> Data shown
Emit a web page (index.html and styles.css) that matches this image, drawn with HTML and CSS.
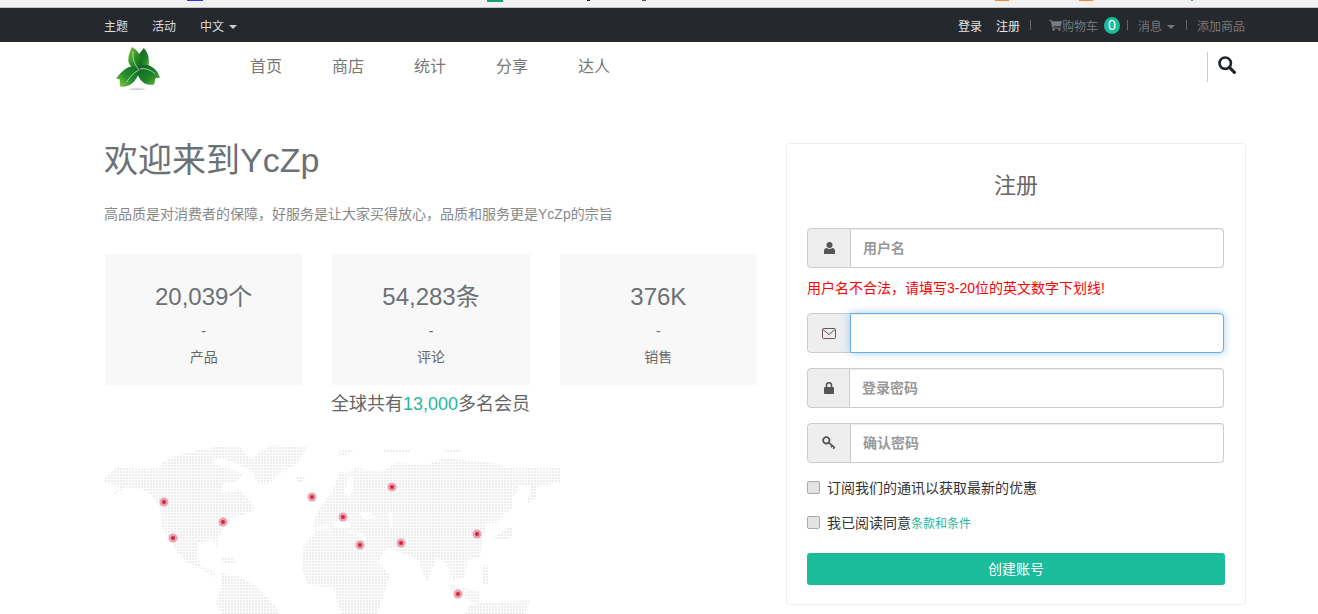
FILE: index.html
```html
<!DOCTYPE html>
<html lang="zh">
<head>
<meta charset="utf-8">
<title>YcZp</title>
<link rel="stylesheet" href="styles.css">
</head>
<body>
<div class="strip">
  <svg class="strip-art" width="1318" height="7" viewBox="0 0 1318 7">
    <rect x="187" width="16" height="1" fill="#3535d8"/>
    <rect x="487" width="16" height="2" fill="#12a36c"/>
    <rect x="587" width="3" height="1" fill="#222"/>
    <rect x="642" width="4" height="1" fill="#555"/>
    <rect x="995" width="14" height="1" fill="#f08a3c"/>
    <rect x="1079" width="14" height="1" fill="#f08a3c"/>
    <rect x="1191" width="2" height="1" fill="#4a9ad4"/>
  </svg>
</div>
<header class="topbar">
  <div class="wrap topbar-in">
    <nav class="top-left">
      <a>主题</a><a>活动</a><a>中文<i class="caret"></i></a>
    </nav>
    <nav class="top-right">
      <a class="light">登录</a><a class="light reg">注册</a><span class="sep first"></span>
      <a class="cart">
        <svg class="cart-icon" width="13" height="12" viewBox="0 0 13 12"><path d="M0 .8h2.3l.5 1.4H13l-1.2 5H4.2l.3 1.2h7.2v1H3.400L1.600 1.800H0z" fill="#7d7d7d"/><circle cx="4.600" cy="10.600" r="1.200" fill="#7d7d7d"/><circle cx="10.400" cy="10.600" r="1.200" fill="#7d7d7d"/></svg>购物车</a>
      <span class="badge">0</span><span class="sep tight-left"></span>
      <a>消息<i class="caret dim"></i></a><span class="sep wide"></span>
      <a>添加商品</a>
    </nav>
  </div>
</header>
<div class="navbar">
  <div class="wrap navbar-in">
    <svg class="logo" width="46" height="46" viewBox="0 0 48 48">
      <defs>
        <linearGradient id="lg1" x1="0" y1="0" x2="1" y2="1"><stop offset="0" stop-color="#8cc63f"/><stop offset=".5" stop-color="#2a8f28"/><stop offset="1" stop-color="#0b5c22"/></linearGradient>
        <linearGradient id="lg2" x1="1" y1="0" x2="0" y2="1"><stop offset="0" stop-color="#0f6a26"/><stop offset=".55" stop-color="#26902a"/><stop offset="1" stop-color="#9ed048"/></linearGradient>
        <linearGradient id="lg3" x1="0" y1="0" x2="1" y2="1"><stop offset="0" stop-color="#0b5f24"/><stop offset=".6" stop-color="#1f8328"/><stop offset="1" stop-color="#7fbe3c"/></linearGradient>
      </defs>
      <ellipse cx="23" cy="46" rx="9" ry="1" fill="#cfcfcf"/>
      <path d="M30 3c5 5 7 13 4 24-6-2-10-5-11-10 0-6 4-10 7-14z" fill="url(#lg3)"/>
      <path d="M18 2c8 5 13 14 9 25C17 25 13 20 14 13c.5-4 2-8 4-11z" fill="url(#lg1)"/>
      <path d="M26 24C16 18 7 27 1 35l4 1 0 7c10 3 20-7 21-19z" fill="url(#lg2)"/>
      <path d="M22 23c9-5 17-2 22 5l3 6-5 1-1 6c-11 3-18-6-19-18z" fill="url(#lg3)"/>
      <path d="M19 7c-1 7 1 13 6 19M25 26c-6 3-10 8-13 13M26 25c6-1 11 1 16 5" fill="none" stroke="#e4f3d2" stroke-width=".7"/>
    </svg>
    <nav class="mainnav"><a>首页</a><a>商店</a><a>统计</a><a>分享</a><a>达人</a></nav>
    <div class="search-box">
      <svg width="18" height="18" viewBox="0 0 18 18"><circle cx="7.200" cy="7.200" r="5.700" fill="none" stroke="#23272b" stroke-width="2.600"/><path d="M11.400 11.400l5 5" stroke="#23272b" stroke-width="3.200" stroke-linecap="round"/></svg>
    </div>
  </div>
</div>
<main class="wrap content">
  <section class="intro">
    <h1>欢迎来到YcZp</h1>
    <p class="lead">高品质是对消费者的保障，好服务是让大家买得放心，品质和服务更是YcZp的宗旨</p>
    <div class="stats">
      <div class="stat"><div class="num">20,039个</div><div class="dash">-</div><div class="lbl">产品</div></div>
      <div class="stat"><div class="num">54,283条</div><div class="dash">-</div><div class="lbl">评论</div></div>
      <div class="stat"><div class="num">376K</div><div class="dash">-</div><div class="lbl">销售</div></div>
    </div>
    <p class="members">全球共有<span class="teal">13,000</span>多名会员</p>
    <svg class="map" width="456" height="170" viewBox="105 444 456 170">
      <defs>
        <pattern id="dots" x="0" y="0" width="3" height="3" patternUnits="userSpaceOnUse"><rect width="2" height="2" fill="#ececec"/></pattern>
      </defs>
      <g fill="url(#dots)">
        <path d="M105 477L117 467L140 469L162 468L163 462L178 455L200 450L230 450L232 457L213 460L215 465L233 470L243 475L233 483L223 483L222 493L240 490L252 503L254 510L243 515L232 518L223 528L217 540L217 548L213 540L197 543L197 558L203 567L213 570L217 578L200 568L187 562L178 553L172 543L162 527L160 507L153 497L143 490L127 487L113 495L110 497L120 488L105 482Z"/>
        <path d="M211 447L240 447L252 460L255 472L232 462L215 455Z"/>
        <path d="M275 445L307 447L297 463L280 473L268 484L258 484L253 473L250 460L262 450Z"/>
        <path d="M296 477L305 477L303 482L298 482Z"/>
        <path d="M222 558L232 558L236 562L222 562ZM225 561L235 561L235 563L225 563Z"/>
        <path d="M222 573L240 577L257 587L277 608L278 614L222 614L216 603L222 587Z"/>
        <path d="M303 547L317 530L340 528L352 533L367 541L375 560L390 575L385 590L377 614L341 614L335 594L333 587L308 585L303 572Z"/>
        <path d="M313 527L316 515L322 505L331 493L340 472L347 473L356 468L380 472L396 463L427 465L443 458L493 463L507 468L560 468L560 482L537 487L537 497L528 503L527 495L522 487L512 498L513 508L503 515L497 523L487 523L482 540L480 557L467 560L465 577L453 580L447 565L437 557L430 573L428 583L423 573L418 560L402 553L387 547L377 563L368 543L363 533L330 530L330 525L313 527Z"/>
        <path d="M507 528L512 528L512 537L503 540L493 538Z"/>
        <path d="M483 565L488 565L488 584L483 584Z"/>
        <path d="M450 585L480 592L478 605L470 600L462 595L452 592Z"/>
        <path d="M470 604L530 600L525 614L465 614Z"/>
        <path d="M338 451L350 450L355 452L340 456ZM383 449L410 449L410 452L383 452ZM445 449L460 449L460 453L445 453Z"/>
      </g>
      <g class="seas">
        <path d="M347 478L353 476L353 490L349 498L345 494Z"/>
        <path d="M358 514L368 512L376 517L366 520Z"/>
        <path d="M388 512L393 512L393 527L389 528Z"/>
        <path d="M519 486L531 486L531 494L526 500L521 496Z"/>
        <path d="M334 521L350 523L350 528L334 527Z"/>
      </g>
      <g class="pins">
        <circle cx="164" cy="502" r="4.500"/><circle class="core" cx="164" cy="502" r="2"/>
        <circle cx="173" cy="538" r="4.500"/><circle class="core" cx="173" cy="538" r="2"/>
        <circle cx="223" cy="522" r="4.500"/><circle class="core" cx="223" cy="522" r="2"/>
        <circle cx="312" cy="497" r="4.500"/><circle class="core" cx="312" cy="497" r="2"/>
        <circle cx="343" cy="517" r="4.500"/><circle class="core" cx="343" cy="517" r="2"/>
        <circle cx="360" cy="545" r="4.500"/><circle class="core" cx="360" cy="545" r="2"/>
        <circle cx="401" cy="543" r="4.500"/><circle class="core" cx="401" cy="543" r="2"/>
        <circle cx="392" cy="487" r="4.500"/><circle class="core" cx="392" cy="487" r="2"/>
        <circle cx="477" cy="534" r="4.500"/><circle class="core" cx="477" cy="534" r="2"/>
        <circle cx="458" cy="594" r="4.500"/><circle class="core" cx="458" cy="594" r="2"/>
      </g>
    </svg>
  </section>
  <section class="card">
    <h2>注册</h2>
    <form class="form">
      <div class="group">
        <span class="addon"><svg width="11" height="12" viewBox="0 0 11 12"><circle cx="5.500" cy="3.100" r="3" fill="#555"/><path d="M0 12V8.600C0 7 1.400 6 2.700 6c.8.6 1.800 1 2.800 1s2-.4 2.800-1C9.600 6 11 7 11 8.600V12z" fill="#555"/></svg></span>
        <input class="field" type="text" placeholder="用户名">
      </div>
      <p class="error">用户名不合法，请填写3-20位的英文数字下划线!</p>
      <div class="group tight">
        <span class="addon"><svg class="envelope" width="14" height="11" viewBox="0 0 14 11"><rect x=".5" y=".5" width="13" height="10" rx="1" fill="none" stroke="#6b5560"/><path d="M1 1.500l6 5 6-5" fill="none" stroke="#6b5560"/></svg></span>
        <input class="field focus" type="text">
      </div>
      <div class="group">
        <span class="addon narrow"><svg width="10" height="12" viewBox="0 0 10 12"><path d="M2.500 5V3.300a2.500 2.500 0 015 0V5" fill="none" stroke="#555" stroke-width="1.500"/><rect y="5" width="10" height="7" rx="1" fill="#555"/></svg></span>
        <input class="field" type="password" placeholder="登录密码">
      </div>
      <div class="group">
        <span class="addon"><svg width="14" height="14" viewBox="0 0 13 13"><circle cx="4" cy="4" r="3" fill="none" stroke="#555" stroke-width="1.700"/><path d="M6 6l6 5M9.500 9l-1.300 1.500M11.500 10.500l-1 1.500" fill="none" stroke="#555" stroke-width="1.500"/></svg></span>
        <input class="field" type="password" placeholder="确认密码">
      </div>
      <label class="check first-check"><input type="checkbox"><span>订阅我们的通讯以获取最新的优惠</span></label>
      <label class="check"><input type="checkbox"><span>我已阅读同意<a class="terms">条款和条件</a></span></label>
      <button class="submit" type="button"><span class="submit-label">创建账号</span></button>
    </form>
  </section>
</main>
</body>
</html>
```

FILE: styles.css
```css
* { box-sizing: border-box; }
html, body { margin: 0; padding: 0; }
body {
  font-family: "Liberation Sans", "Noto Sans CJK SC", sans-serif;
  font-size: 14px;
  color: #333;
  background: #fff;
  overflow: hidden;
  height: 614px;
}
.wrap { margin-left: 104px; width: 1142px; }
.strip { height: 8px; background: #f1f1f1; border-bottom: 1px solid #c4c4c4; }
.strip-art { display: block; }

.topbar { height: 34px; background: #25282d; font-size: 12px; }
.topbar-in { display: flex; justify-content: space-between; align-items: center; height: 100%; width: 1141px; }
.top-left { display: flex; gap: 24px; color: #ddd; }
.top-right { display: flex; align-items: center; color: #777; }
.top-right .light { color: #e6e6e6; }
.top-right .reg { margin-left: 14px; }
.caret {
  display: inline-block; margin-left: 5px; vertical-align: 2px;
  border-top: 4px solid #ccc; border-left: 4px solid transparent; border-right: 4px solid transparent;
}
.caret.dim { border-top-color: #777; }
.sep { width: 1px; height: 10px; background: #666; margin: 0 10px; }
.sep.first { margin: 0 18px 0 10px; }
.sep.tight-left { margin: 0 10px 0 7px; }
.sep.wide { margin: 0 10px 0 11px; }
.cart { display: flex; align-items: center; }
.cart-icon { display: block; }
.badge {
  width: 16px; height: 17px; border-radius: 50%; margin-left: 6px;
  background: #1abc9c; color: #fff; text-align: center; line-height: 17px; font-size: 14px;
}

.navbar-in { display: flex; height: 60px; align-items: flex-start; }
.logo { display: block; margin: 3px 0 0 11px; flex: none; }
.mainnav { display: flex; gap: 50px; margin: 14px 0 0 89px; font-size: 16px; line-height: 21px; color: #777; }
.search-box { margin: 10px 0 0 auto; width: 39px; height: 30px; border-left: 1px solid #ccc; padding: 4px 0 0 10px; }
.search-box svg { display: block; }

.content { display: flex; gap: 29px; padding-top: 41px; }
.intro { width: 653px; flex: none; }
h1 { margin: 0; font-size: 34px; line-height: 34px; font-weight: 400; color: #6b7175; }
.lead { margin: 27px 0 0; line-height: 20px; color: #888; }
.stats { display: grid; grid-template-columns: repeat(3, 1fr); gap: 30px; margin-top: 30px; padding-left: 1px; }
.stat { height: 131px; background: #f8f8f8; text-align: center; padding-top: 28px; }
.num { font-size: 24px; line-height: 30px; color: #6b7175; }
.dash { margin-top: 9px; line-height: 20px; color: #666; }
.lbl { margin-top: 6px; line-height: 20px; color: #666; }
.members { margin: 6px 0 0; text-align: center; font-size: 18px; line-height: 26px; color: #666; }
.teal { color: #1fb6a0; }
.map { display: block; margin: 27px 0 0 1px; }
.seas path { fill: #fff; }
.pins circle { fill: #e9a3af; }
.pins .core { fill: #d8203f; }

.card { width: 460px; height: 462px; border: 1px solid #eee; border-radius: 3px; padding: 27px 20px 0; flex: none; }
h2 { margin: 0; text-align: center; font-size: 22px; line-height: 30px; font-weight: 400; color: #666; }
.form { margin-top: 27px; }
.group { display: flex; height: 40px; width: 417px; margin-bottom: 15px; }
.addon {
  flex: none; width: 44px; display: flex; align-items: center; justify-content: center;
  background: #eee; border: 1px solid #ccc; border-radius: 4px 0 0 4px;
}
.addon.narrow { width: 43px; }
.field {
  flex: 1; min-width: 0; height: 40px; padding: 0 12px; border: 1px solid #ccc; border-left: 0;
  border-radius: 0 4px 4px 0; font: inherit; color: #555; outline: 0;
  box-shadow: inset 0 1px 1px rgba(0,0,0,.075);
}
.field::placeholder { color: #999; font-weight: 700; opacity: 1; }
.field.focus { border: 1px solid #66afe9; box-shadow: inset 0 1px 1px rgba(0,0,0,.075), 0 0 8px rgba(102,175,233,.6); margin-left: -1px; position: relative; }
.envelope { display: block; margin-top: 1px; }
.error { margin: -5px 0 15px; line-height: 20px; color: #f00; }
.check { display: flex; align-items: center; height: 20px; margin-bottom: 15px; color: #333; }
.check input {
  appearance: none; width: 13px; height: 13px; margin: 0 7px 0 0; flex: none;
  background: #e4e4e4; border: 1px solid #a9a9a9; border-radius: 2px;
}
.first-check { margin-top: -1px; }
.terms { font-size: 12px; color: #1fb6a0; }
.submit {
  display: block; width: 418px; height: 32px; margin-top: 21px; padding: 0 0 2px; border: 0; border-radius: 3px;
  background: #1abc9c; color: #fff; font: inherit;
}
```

> What you will do
Pick out the lines containing the word "index" and show them.

> Completed task
Emit a web page (index.html and styles.css) that matches this image, drawn with HTML and CSS.
FILE: index.html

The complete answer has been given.